Canadian researchers have discovered that an electronic spy network, based mainly in China, has infiltrated computers from government offices around the world. The UK government is understandably worried, as it could undermine the entire parliamentary expenses system by opening it to Chinese scrutiny.
I hear that the Argentinians are wanting to open up old wounds again in respect of the Malvinas (aka the Falklands). Gordon Brown has stated that they’re not up for negotiation, unless Argentina is willing to fund UK MPs’ expenses, in which case he’s sure a deal could be done. Brown emphasised the importance of self-determination, on the basis of which Cuba has just lodged a territorial claim on Miami. I wonder if the Argentinians would accept Hull instead?

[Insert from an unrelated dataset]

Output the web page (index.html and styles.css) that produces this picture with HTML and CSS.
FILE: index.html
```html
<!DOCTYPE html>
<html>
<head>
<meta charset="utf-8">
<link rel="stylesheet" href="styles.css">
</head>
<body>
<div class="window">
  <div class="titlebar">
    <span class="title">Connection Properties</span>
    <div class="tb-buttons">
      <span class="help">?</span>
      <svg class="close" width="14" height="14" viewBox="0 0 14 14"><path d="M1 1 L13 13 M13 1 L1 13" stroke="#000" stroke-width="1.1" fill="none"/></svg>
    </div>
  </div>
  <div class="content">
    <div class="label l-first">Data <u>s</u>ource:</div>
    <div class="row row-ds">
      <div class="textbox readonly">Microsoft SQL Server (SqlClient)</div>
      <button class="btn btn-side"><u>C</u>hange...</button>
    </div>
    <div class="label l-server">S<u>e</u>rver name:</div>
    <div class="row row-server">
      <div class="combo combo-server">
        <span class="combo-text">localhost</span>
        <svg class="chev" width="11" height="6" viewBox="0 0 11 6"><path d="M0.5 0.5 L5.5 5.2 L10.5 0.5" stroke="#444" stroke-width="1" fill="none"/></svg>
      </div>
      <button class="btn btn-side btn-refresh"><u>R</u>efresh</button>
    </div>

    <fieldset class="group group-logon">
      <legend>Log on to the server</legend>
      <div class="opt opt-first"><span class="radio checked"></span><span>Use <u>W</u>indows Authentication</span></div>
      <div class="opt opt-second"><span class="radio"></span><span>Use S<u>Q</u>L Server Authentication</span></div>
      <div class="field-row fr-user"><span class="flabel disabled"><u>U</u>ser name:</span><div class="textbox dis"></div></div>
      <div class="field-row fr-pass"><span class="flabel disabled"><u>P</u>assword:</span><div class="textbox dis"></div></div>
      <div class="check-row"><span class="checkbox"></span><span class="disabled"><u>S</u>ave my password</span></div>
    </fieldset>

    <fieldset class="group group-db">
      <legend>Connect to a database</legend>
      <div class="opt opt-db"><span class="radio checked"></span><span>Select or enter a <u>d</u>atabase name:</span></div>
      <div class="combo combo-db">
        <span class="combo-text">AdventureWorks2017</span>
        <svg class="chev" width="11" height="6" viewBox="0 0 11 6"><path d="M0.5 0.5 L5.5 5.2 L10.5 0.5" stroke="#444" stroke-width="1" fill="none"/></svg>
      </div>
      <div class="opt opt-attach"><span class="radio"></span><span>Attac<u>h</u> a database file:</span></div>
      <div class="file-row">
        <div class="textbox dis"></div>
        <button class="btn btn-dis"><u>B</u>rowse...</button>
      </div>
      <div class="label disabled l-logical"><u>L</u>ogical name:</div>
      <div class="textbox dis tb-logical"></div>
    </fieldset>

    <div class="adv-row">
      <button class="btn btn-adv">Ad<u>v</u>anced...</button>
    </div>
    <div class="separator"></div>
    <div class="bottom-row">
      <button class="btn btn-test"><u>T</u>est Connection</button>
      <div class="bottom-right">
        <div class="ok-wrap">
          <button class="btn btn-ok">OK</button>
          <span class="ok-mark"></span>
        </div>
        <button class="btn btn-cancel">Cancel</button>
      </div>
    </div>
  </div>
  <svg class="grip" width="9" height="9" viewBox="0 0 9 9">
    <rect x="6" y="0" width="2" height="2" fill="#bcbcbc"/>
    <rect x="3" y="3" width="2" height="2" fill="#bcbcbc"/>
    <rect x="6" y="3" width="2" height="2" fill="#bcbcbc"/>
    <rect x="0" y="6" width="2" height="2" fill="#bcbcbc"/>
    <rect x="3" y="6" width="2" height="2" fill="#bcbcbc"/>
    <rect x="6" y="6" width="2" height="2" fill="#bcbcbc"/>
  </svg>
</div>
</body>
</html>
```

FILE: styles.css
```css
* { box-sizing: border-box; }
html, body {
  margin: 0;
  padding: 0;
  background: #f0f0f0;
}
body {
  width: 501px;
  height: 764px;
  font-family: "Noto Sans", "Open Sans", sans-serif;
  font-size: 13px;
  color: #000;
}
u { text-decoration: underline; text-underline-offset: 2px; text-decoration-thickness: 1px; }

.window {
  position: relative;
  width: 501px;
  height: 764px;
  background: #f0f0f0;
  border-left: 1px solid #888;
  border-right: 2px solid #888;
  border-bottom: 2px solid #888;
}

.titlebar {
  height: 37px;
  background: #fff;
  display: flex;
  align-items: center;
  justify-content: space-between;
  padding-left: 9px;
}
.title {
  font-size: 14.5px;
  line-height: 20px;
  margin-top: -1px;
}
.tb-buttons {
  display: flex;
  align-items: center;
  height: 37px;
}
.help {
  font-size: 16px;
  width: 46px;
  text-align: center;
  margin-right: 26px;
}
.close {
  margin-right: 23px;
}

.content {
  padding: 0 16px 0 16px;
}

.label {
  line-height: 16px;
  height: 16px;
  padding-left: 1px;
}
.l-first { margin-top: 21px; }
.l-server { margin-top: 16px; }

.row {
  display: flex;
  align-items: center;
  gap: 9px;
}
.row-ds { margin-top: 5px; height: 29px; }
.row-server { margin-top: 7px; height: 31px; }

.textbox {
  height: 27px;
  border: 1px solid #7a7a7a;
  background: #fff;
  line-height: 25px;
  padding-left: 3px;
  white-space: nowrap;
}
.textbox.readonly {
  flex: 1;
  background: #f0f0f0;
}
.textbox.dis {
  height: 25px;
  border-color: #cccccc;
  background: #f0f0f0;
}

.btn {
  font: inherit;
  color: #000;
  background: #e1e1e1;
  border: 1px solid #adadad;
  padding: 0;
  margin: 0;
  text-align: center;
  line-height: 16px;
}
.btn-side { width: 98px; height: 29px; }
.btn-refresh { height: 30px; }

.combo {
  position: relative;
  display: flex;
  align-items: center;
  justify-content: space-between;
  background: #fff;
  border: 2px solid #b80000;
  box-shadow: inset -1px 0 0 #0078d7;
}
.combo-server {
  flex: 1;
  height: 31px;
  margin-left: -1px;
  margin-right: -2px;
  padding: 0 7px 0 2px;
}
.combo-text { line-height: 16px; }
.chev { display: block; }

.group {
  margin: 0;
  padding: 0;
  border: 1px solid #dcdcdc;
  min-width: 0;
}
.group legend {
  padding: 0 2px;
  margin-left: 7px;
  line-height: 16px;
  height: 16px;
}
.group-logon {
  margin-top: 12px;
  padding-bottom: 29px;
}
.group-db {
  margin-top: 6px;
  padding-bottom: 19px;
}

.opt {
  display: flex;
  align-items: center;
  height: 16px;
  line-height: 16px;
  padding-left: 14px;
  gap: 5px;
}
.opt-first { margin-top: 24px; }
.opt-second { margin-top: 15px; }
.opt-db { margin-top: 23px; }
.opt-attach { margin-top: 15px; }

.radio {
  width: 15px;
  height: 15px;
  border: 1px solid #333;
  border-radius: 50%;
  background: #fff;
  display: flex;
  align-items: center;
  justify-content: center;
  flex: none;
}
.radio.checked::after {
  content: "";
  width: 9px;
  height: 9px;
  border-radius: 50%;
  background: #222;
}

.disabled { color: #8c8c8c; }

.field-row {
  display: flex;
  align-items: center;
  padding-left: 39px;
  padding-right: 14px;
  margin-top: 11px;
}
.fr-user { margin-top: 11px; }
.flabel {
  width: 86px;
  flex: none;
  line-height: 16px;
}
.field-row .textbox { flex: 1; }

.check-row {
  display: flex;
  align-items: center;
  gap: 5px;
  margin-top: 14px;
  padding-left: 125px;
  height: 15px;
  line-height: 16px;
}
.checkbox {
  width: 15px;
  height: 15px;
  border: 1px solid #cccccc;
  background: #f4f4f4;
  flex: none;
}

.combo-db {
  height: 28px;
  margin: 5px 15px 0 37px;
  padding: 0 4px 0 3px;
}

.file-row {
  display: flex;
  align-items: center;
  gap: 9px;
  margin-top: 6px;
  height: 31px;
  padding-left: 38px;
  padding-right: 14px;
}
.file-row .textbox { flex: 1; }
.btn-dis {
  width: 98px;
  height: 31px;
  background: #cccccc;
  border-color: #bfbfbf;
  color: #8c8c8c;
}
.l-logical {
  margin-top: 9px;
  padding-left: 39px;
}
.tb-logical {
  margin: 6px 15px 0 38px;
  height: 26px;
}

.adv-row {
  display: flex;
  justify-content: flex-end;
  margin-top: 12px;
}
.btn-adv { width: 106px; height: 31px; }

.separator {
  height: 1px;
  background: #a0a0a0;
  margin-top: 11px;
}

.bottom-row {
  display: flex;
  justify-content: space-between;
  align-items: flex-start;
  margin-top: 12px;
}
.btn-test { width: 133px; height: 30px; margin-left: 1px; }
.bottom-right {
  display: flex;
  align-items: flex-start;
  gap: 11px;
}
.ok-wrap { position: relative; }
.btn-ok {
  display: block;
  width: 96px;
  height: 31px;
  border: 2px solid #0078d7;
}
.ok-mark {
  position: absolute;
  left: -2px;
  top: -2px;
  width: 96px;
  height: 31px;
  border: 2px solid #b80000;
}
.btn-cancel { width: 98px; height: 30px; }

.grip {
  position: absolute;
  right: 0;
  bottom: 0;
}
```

A scheme to improve attendance and behaviour at schools in Wales is to be unveiled by the Welsh Assembly government. Organisers are just hoping that someone from the Welsh Assembly will actually turn up to talk about it.
This one’s a bit old, but a famous and respected judge in Australia has been caught out telling a series of porkies in an attempt to get out of a speeding fine which would have cost him a few quid. His fibs grew into lies which grew into perverting the course of justice, resulting in a two year jail term and his reputation being trashed. He claimed someone else, currently living in America, had been driving his car, but it was discovered that this other person had been dead for 3 years. He then went on to compound the error by saying it was another person of the same name, who also turned out to be dead. He even implicated his mother. It was when he claimed to be God that the authorities became a tad suspicious, as God doesn’t drive.
The Commission for Catholic Education has given the go-ahead for Catholic grammar schools in Northern Ireland to set entrance exams. I should imagine that pupils will be tested on their ability to suspend belief in the laws of physics as well as their ability to unquestioningly obey medieval notions of morality and not use condoms. There is an incentive to passing – if you fail you’re burned at the stake as a heretic.